Is this a case of HQ not talking to the troops or is it just sloppy reporting?


  • They could be ramping up the pressure to try to negotiate from a stronger position.

    Equally, they could simply be lying about not wanting to run the country.

  • This has more to do with the MSM’s misunderstanding of what they call “the Taliban” than anything else. It’s hardly a monolithic organisation. Both the western media and the average Westerner has no concept of their belief set or values.
    Reminds me uncannily of the misunderstandings about the Vietnamese that were common during the war in Vietnam.

    • I’m sure you can enlighten us Robert, so do so. I t will no doubt cause some ripples and reaction by readers.

  • Who’s in charge of the Taliban?
    Or rather, can anyone control these people where tribal allegiances are the dominant factor?

  • Cav is right. What matters is tribe and family. The notion that there is some highly structured entity called the “Taliban” is a nonsense. I’m not saying there is no threat to our security, but the idea that it is some centrally organised international conspiracy is bizarre and unhelpful.
    That’s a concept the western media has invented.
    The Afghans have a set of values based on their own relatively primitive brand of Islam. Speaking in generalisations, about all these local tribal groups consistently line up on is their attitude to foreigners – universally hostile.
    The rural Vietnamese had an allegiance to family and village based on Confucianism and Animism. The Northerners and Southerners put their historical enmities aside for the duration of the war and cooperated in their opposition to foreigners. The American intervention reinforced Vietnamese nationalism.
    The trinity of family, village and what we westerners call “religion” is what these two vastly different cultures have in common. The fact that there are a couple of generations who have never known anything but conflict adds to the similarity to Vietnam.

    Fortunately, at long last the US military seems to have learned something about counter insurgency warfare, but it took an Australian (David Kilcullen) to get the point across.
    To quote from a review of Kilcullen’s “The Accidental Guerilla” – “He explains that today’s conflicts are a complex hybrid of contrasting trends that America has tended to conflate, blurring the distinction between local and global struggles, and thereby enormously complicating our challenges. The West has continually misidentified insurgents with limited aims and legitimate grievances—‘accidental guerrillas’—as members of a unified worldwide terror network.”
    It’s a pity he wasn’t around 40 years ago.
    You invited me…..

    • The Northerners and Southerners put their historical enmities aside for the duration of the war and cooperated in their opposition to foreigners.
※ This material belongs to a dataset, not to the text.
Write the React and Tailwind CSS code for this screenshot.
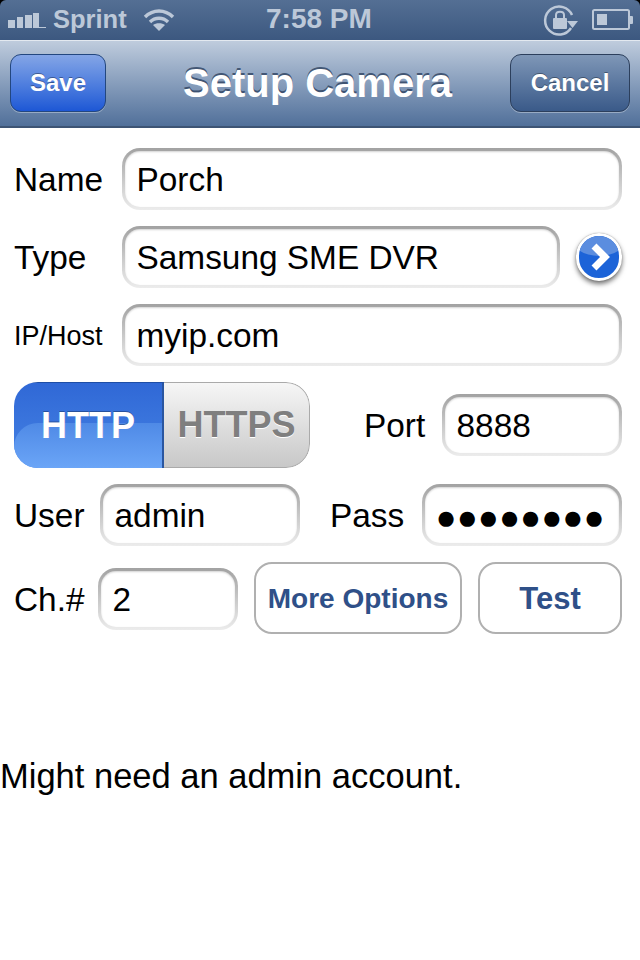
const font = { fontFamily: '"Liberation Sans", Arial, sans-serif' };

function Field({ value, className = "", textClass = "text-[33.4px] pl-[11.500px]" }) {
  return (
    <div className={`h-[62px] shrink-0 p-[3px] rounded-[18px] bg-gradient-to-b from-[#a2a2a2] via-[#c8c8c8] to-[#ececec] ${className}`}>
      <div className={`h-full flex items-center pt-[2px] rounded-[15px] bg-white text-black shadow-[inset_0_1px_2px_rgba(0,0,0,0.18)] ${textClass}`}>
        {value}
      </div>
    </div>
  );
}

function Label({ children, className = "" }) {
  return <div className={`shrink-0 pt-[2px] text-black text-[33.4px] leading-none ${className}`}>{children}</div>;
}

function StatusBar() {
  return (
    <div className="bg-black">
      <div className="relative h-[40px] flex items-center justify-between rounded-t-[6px] bg-gradient-to-b from-[#546f94] to-[#3c5880] text-[#bcc8d8] font-bold">
        <div className="flex items-center pl-[8px]">
          <svg className="mb-[12px]" width="38" height="28" viewBox="0 0 38 28" fill="#bcc8d8">
            <rect x="0" y="20" width="7" height="8" />
            <rect x="9" y="17" width="6" height="11" />
            <rect x="17" y="15" width="7" height="13" />
            <rect x="25" y="13" width="6" height="15" />
            <rect x="31" y="27" width="7" height="1" />
          </svg>
          <span className="ml-[7px] text-[25.500px] leading-none">Sprint</span>
          <svg className="ml-[16px]" width="32" height="24" viewBox="0 0 32 24" fill="none" stroke="#bcc8d8" strokeWidth="3.4">
            <path d="M2 9 C10 1 22 1 30 9" />
            <path d="M7 14 C12 9 20 9 25 14" />
            <path fill="#bcc8d8" stroke="none" d="M16 23 L10 17 C13 14.500 19 14.500 22 17 Z" />
          </svg>
        </div>
        <div className="absolute left-[266px] top-[3px] text-[28px] leading-[32px]">7:58 PM</div>
        <div className="flex items-center pr-[6px]">
          <svg width="36" height="32" viewBox="0 0 36 32" fill="none" stroke="#bcc8d8" strokeWidth="2.500">
            <path d="M29 11 A14 14 0 1 0 28 24" />
            <path fill="#bcc8d8" stroke="none" d="M24 17 L35 17 L29.500 24 Z" />
            <rect fill="#bcc8d8" stroke="none" x="10" y="14" width="14" height="11" rx="1" />
            <path strokeWidth="2" d="M13 14 V11 C13 6.500 21 6.500 21 11 V14" />
          </svg>
          <svg className="ml-[13px]" width="42" height="22" viewBox="0 0 42 22">
            <rect x="1" y="1" width="36" height="19" rx="1.500" fill="none" stroke="#bcc8d8" strokeWidth="2" />
            <rect x="5" y="5" width="10" height="11" fill="#bcc8d8" />
            <rect x="37" y="7" width="4" height="8" rx="1" fill="#bcc8d8" />
          </svg>
        </div>
      </div>
    </div>
  );
}

function NavBar() {
  return (
    <div className="h-[88px] flex items-center justify-between px-[10px] pb-[1px] border-t border-t-[#e3e9f0] border-b-2 border-b-[#3d5474] bg-gradient-to-b from-[#bfccdd] to-[#51709a]">
      <button className="w-[96px] h-[58px] rounded-[11px] border border-[#23477f] text-white font-bold text-[24px] bg-gradient-to-b from-[#84a5e6] to-[#1d57d5] shadow-[0_1px_0_rgba(255,255,255,0.35)] [text-shadow:0_-1px_0_rgba(0,0,0,0.35)]">
        Save
      </button>
      <div className="ml-[19px] text-white font-bold text-[40px] leading-none [text-shadow:0_-2px_0_rgba(40,60,90,0.75)]">Setup Camera</div>
      <button className="w-[120px] h-[58px] rounded-[11px] border border-[#2c3f5c] text-white font-bold text-[24px] bg-gradient-to-b from-[#7f97b7] to-[#3a5a89] shadow-[0_1px_0_rgba(255,255,255,0.35)] [text-shadow:0_-1px_0_rgba(0,0,0,0.35)]">
        Cancel
      </button>
    </div>
  );
}

function Segmented() {
  return (
    <div className="w-[296px] h-[86px] shrink-0 flex rounded-[24px] overflow-hidden font-bold text-[36px] leading-none">
      <div className="relative w-[150px] flex items-center justify-center text-white bg-gradient-to-b from-[#3068d6] to-[#4683e4] border-r-2 border-r-[#2a56a0] border-t border-t-[#1e4ea6] [text-shadow:0_-1px_0_rgba(0,0,0,0.3)]">
        <div className="absolute left-0 right-0 bottom-0 h-[45px] rounded-tl-[24px] bg-gradient-to-b from-[#4f8ae6] to-[#6ba5f7]" />
        <span className="relative">HTTP</span>
      </div>
      <div className="flex-1 flex items-center justify-center text-[#7f7f7f] bg-gradient-to-b from-[#f6f6f6] to-[#c8c8c8] border border-l-0 border-[#aaaaaa] rounded-r-[24px] [text-shadow:0_1px_0_#ffffff]">
        HTTPS
      </div>
    </div>
  );
}

function OutlineButton({ children, className = "" }) {
  return (
    <button className={`h-[72px] shrink-0 pt-[2px] rounded-[18px] border-2 border-[#b0b0b0] bg-white text-[#2f5088] font-bold ${className}`}>
      {children}
    </button>
  );
}

export default function App() {
  return (
    <div className="w-[640px] h-[960px] bg-white overflow-hidden" style={font}>
      <StatusBar />
      <NavBar />
      <div className="flex flex-col pt-[20px] pl-[14px] pr-[18px]">
        <div className="flex items-center">
          <Label className="w-[108px]">Name</Label>
          <Field value="Porch" className="w-[500px]" />
        </div>
        <div className="flex items-center mt-[16px]">
          <Label className="w-[108px]">Type</Label>
          <Field value="Samsung SME DVR" className="w-[438px]" />
          <div className="relative ml-[16px] w-[48px] h-[48px] rounded-full overflow-hidden border-[3px] border-white bg-[#1c63d8] flex items-center justify-center shadow-[0_3px_5px_rgba(0,0,0,0.55),0_0_1px_rgba(0,0,0,0.5)]">
            <div className="absolute -left-[8px] -right-[8px] -top-[18px] h-[38px] rounded-[50%] bg-[#5b8ddf]" />
            <svg className="relative" width="22" height="28" viewBox="0 0 22 28" fill="none" stroke="white" strokeWidth="7">
              <path d="M6 3 L17 14 L6 25" />
            </svg>
          </div>
        </div>
        <div className="flex items-center mt-[16px]">
          <Label className="w-[108px] !text-[27px]">IP/Host</Label>
          <Field value="myip.com" className="w-[500px]" />
        </div>
        <div className="flex items-center mt-[16px]">
          <Segmented />
          <Label className="ml-[54px] w-[78px]">Port</Label>
          <Field value="8888" className="w-[180px]" />
        </div>
        <div className="flex items-center mt-[16px]">
          <Label className="w-[86px]">User</Label>
          <Field value="admin" className="w-[200px]" />
          <Label className="ml-[30px] w-[92px]">Pass</Label>
          <Field value="●●●●●●●●" className="w-[200px]" textClass="text-[35px] leading-none pl-[10.500px]" />
        </div>
        <div className="flex items-start mt-[16px]">
          <Label className="w-[84px] mt-[19px]">Ch.#</Label>
          <Field value="2" className="w-[140px] mt-[6px]" />
          <OutlineButton className="ml-[16px] w-[208px] text-[28px]">More Options</OutlineButton>
          <OutlineButton className="ml-[16px] w-[144px] text-[31px]">Test</OutlineButton>
        </div>
      </div>
      <div className="mt-[122px] text-[34.500px] leading-[40px] text-black">Might need an admin account.</div>
    </div>
  );
}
      Then why did the Communists need to invade Sth Vietnam?

      Oh, and there were some Catholics around. Some report over a million catholics fled North Vietnam to escape communism, as you do, and mixed with a large mob already down south.

      Back to the Taliban, yes they are tribal with war lords running the show but they have also shown their ability to work together for the common goal of keeping Afghanistan in the 12 century. They have a leader, Mullah Omar, and although reports say he has troubles with his ‘unruly commander’ there is a structure. Just like the Hydra (multi headed snake) it ain’t easy getting all the heads but it can be done and don’t for a moment think that the US/Nato don’t understand this.
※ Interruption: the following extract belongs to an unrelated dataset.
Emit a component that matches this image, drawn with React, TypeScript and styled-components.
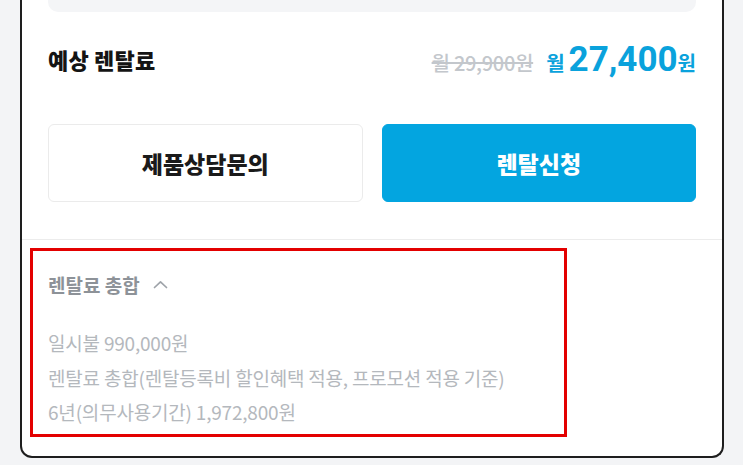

      It is common sport amongst the Left to denigrate the Yanks and that’s fine – The Left get everything else wrong so no sweat – they are just like static on the radio sets. Militarily the Yanks adjust to different circumstances, tactics and strategies but politically they wax and wane.

      If Obama keeps his eye on the ball there will be an outcome.

    • Robert you often refer to Wikipedia, have you typed in Taliban and actually read any of the history etc, or doesn’t what you read fit in with your attempts to stir the pot?

  • Kev
    “Then why did the Communists need to invade Sth Vietnam?”
    The idea of North and South Vietnam was a western construct. It developed because in 1955 the Geneva Accord had promised elections to determine the government for a unified Vietnam. France and the Viet Minh had signed the document, but the United States and Ngô Đình Diệm’s hadn’t, so they refused to abide by the agreement. The pragmatic reason for this was the likelihood that Ho Chi Minh would have won any truly democratic election.
    If you visit one of the many monuments to the fallen in South Vietnam (which resemble in every aspect except scale, the same memorials in every township in Australia), and read the names, you’ll find that the majority are local people from local families.
    The big memorial in Vung Tau is a typical example, and there is another very large shrine in Ba Ria.
    “It is common sport amongst the Left to denigrate the Yanks and that’s fine.”
    It’s not the Yanks being denigrated – but the way they fought the insurgency. The same criticism applies to the Russians in Afghanistan between 1979 and 1989 and the French in Vietnam between 1947 and 1954. It has little to do with left-right politics and a lot to do with war fighting doctrine.
    This is the significance of the change in tactics that came with the Surge in Iraq and the recent build-up in Afghanistan. The fact that Australian counter-insurgency doctrine was a significant influence in this change is instructive. I’d argue that the comparative security of Phuoc Tuy in 1971 when the ATF left, and the high esteem in which Australians are still held to this day in today’s Ba Ria – Vung Tau province is a consequence of this.
    Having said that, even if a military “victory” is the outcome in Afghanistan, there is no guarantee that a western style democracy will prevail. Iraq could very easily go the way of Iran, if a Shia based government gains power. Iraq (and North Korea) amongst other recalcitrants sent delegates to the recent Nuclear Disarmament conference staged by the Iranians. –
    The next ten years will tell the tale.
    In any case, old arguments about old wars matter little at this time of the year. The “why” of Vietnam is less important than the “what”, and the memory of those who fought and died there.